Conclusie en proceskosten
De conclusie is dat het hoger beroep van [appellant] gedeeltelijk slaagt. Voor de duidelijkheid zal het hof het vonnis vernietigen en een geheel nieuw dictum uitspreken. Nu het hoger beroep gedeeltelijk slaagt bestaat aanleiding de proceskosten te compenseren omdat [appellant] gedeeltelijk in het gelijk, en gedeeltelijk in het ongelijk wordt gesteld. Zowel de vordering in conventie als de vordering in reconventie zijn toewijsbaar. In conventie is [appellant] geheel in het ongelijk gesteld, en in reconventie [verweerder]. Daarin bestaat aanleiding om voor wat betreft de eerste aanleg [appellant] te veroordelen in de proceskosten in conventie en [verweerder] in de proceskosten in reconventie.

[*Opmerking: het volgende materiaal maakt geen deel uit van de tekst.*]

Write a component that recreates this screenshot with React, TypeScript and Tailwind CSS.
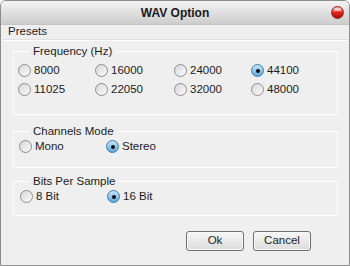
import React from "react";

const Radio = ({ label, checked = false }: { label: string; checked?: boolean }) => {
  return (
    <div className="flex items-center gap-[3px] h-[19px]">
      <span
        className={
          checked
            ? "w-[13px] h-[13px] rounded-full border border-[#3a7bb0] bg-gradient-to-b from-[#c9e6fb] to-[#5fa7dc] flex items-center justify-center"
            : "w-[13px] h-[13px] rounded-full border border-[#8d8d8d] bg-gradient-to-br from-[#d8d8d8] to-[#fbfbfb]"
        }
      >
        {checked && <span className="w-[4px] h-[4px] rounded-full bg-[#111]" />}
      </span>
      <span className="text-[11.5px] text-[#1c1c1c] leading-none">{label}</span>
    </div>
  );
};

const Group = ({ title, className, children }: { title: string; className: string; children: React.ReactNode }) => {
  return (
    <div className={"relative ml-[12px] w-[325px] border border-[#fdfdfd] " + className}>
      <span className="absolute left-[15px] top-[-8px] px-[4px] bg-[#efefef] text-[11.5px] leading-[14px] text-[#1c1c1c]">
        {title}
      </span>
      {children}
    </div>
  );
};

const App = () => {
  return (
    <div
      className="w-[350px] h-[266px] bg-[#efefef] border border-[#8c8c8c] rounded-t-[6px] flex flex-col overflow-hidden"
      style={{ fontFamily: '"Liberation Sans", Arial, sans-serif' }}
    >
      <div className="h-[24px] shrink-0 bg-gradient-to-b from-[#f3f3f3] to-[#cdcdcd] border-b border-[#c4c4c4] flex items-center justify-center relative">
        <span className="text-[12px] font-bold text-[#1a1a1a]">WAV Option</span>
        <span className="absolute right-[5px] top-[5px] w-[13px] h-[13px] rounded-full border border-[#8a2a2a] bg-gradient-to-b from-[#ff9a9a] via-[#e62222] to-[#a80b0b] flex justify-center">
          <span className="mt-[1px] w-[7px] h-[3px] rounded-full bg-white/60" />
        </span>
      </div>

      <div className="h-[14px] pl-[7px] flex items-center text-[11.5px] text-[#1c1c1c]">Presets</div>
      <div className="mx-[2px] h-[2px] border-t border-[#e0e0e0] border-b border-b-white" />

      <Group title="Frequency (Hz)" className="mt-[10px] h-[64px]">
        <div className="grid grid-cols-[77px_79px_77px_auto] pl-[4px] pt-[9px]">
          <Radio label="8000" />
          <Radio label="16000" />
          <Radio label="24000" />
          <Radio label="44100" checked />
          <Radio label="11025" />
          <Radio label="22050" />
          <Radio label="32000" />
          <Radio label="48000" />
        </div>
      </Group>

      <Group title="Channels Mode" className="mt-[16px] h-[37px]">
        <div className="grid grid-cols-[87px_auto] pl-[5px] pt-[5px]">
          <Radio label="Mono" />
          <Radio label="Stereo" checked />
        </div>
      </Group>

      <Group title="Bits Per Sample" className="mt-[13px] h-[35px]">
        <div className="grid grid-cols-[87px_auto] pl-[6px] pt-[5px]">
          <Radio label="8 Bit" />
          <Radio label="16 Bit" checked />
        </div>
      </Group>

      <div className="mt-[15px] flex justify-end gap-[9px] pr-[38px]">
        <button className="w-[58px] h-[20px] rounded-[3px] border border-[#707070] bg-gradient-to-b from-[#f6f6f6] to-[#dcdcdc] text-[11.5px] text-[#1c1c1c] shadow-[inset_0_0_0_1px_#fafafa]">
          Ok
        </button>
        <button className="w-[58px] h-[20px] rounded-[3px] border border-[#707070] bg-gradient-to-b from-[#f6f6f6] to-[#dcdcdc] text-[11.5px] text-[#1c1c1c] shadow-[inset_0_0_0_1px_#fafafa]">
          Cancel
        </button>
      </div>
    </div>
  );
};

export default App;
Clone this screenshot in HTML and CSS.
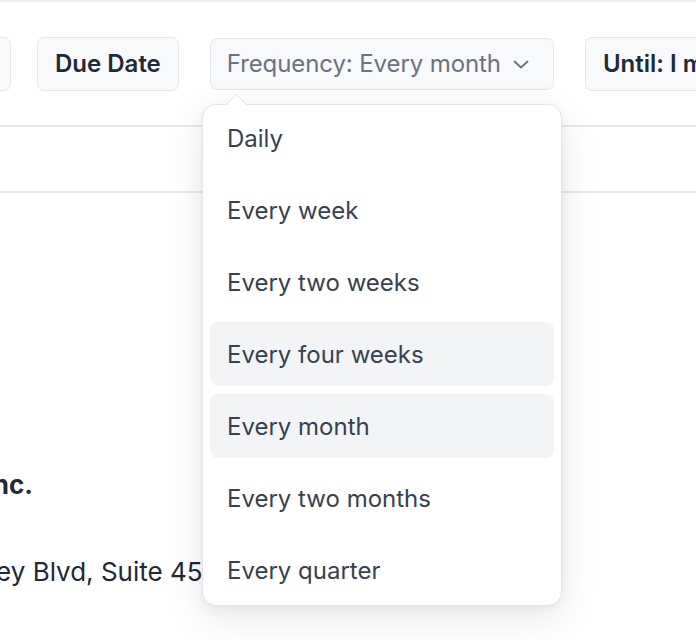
FILE: index.html
```html
<!DOCTYPE html>
<html lang="en">

<head>
    <meta charset="UTF-8" />
    <meta name="viewport" content="width=device-width, initial-scale=1.0" />
    <title>Invoice Schedule</title>
    <link rel="stylesheet" href="styles.css">
</head>

<body>
    <div class="page">
        <div class="toolbar">
            <button class="chip chip-first">Invoice #</button>
            <button class="chip">Due Date</button>
            <button class="chip chip-select">
                <span>Frequency: Every month</span>
                <svg class="chevron" width="16" height="16" viewBox="0 0 16 16">
                    <path d="M1.5 5.5 L8 11.5 L14.5 5.5" fill="none" stroke="currentColor" stroke-width="1.8" stroke-linecap="round" stroke-linejoin="round" />
                </svg>
            </button>
            <button class="chip">Until: I manually stop</button>
        </div>

        <div class="row"></div>

        <div class="client">
            <p class="client-name">Globex Tech Inc.</p>
            <p class="client-address">4200 Valley Blvd, Suite 450</p>
        </div>

        <div class="menu">
            <span class="menu-arrow"></span>
            <ul class="menu-list">
                <li class="menu-item">Daily</li>
                <li class="menu-item">Every week</li>
                <li class="menu-item">Every two weeks</li>
                <li class="menu-item hover">Every four weeks</li>
                <li class="menu-item selected">Every month</li>
                <li class="menu-item">Every two months</li>
                <li class="menu-item">Every quarter</li>
            </ul>
        </div>
    </div>
</body>

</html>
```

FILE: styles.css
```css
body {
    margin: 0;
    font-family: Inter, "Noto Sans", sans-serif;
    background: white;
    color: #1f2937;
    overflow: hidden;
}

.page {
    position: relative;
    height: 640px;
    border-top: 2px solid #eceef1;
}

.toolbar {
    display: flex;
    align-items: center;
    gap: 31px;
    height: 125px;
    margin-left: -100px;
    border-bottom: 2px solid #e7e9ec;
    box-sizing: border-box;
}

.chip {
    display: flex;
    align-items: center;
    height: 54px;
    padding: 0 17px;
    font-family: inherit;
    font-size: 24px;
    font-weight: 600;
    color: #1f2937;
    background: #f8f9fa;
    border: 1px solid #e3e6ea;
    border-radius: 7px;
    white-space: nowrap;
    flex-shrink: 0;
}

.chip-first {
    width: 111px;
    margin-right: -5px;
    color: transparent;
}

.chip-select {
    height: 52px;
    gap: 12px;
    font-weight: 400;
    color: #6b7280;
    padding-left: 16px;
    padding-right: 24px;
}

.chip-select span {
    letter-spacing: -0.1px;
}

.chevron {
    color: #6b7280;
}

.row {
    height: 66px;
    border-bottom: 2px solid #e7e9ec;
    box-sizing: border-box;
}

.client {
    padding-top: 276px;
}

.client-name {
    width: 400px;
    margin: 0 0 0 -367px;
    text-align: right;
    font-size: 26px;
    line-height: 32px;
    font-weight: 700;
    color: #1f2937;
}

.client-address {
    width: 500px;
    margin: 55px 0 0 -281px;
    text-align: right;
    font-size: 26px;
    line-height: 32px;
    color: #1f2937;
}

.menu {
    position: absolute;
    left: 202px;
    top: 102px;
    width: 360px;
    height: 502px;
    box-sizing: border-box;
    background: white;
    border: 1px solid #e2e5e9;
    border-radius: 14px;
    box-shadow: 0 12px 40px rgba(15, 23, 42, 0.10), 0 2px 8px rgba(15, 23, 42, 0.05);
}

.menu-arrow {
    position: absolute;
    left: 26px;
    top: -8px;
    width: 14px;
    height: 14px;
    background: white;
    border-left: 1px solid #e2e5e9;
    border-top: 1px solid #e2e5e9;
    transform: rotate(45deg);
}

.menu-list {
    position: relative;
    list-style: none;
    margin: 0;
    padding: 1px 7px;
    display: flex;
    flex-direction: column;
    gap: 8px;
}

.menu-item {
    height: 64px;
    display: flex;
    align-items: center;
    padding: 0 17px;
    font-size: 24px;
    color: #374151;
    border-radius: 8px;
}

.menu-item.hover,
.menu-item.selected {
    background: #f2f4f6;
}
```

De bewijsaanbiedingen van partijen worden gepasseerd omdat zij niet voldoen aan de in hoger beroep aan een bewijsaanbod te stellen eisen.

6.Beslissing

Het hof:
- vernietigt het vonnis van de kantonrechter in de rechtbank Rotterdam van 7 april 2023;
en, opnieuw rechtdoende:
in conventie:
- veroordeelt [appellant] om € 9.870,-- aan [verweerder] te betalen, met rente als bedoeld in art. 6:119 BW vanaf 7 april 2023;
- veroordeelt [appellant] in de proceskosten in conventie tot de datum van het vonnis aan de kant van [verweerder] vastgesteld op € 1.011,22;
in reconventie:
- veroordeelt [verweerder] om € 2.981,15 aan [appellant] te betalen, met rente als bedoeld in art. 6:119 BW vanaf 14 juli 2022;
- veroordeelt [verweerder] in de proceskosten in reconventie tot de datum van het vonnis aan de kant van [appellant] vastgesteld op € 330,--;
in conventie en reconventie:
- wijst af het meer of anders gevorderde;
en
  • compenseert de kosten van het hoger beroep in dier voege dat iedere partij de eigen kosten draagt;
  • veroordeelt [verweerder] om aan [appellant] terug te betalen hetgeen hij meer van [appellant] heeft ontvangen dan het verschil tussen de veroordeling in conventie en reconventie, te vermeerderen met de wettelijke rente vanaf het moment dat de betalingen plaatsvonden tot aan de datum waarop [verweerder] aan zijn terugbetalingsplicht heeft voldaan;
  • verklaart dit arrest uitvoerbaar bij voorraad.
Dit arrest is gewezen door mrs. M.C.M. van Dijk, A.J.P. Schild en J.A. Terstegge en in het openbaar uitgesproken door mr. C.A. Joustra rolraadsheer, op 4 juni 2024 in aanwezigheid van de griffier.